Common Mistakes to Avoid in Disaster Recovery Plans

  • Ignoring Small-Scale Disruptions: Not all disasters are massive—small outages can be equally damaging.

  • Insufficient Testing: Plans that aren’t tested often fail when needed most.

  • Overcomplicated Procedures: Simplicity is key during emergencies.

  • Failing to Update: Plans must evolve as infrastructure and threats change.


FAQs on Disaster Recovery Plans

1. What is a disaster recovery plan in cybersecurity?
It’s a documented strategy to restore IT systems and data after a cyber incident or breach.

2. How often should I test a disaster recovery plan?
At least twice a year, though critical systems may require quarterly testing.

3. What is the difference between disaster recovery and business continuity?
DRP focuses on IT recovery; BCP ensures the entire organization continues operations.

4. How does cloud disaster recovery work?
It replicates data and applications to cloud servers, allowing rapid failover during disruptions.

5. What are RPO and RTO?
RPO is the maximum tolerable data loss. RTO is the maximum tolerable downtime.
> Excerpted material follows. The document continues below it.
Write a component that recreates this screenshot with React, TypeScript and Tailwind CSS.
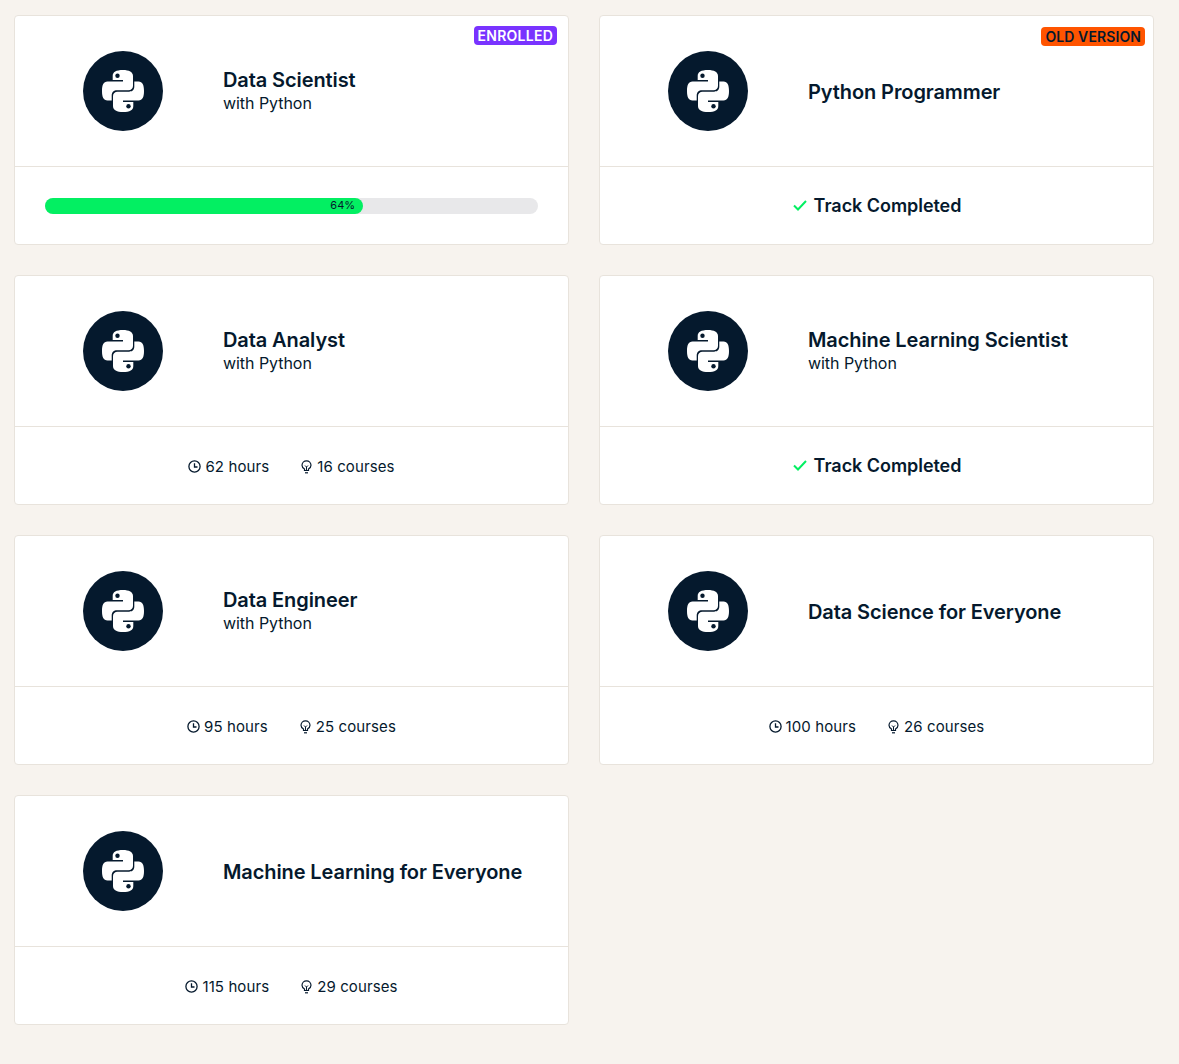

6. Do small businesses need a disaster recovery plan?
Yes—even small outages can be financially devastating without one.

7. How do I write a simple disaster recovery plan?
Start with risk assessment, identify critical systems, define RPO/RTO, choose backup strategies, and document clear steps.


Conclusion

A disaster recovery plan is more than an IT safeguard—it’s a business survival strategy. Whether it’s natural disasters, cyberattacks, or unexpected outages, having a tested plan ensures resilience, compliance, and customer trust.

Start small today—document your critical assets, define recovery goals, and run a test drill. Every step strengthens your business continuity.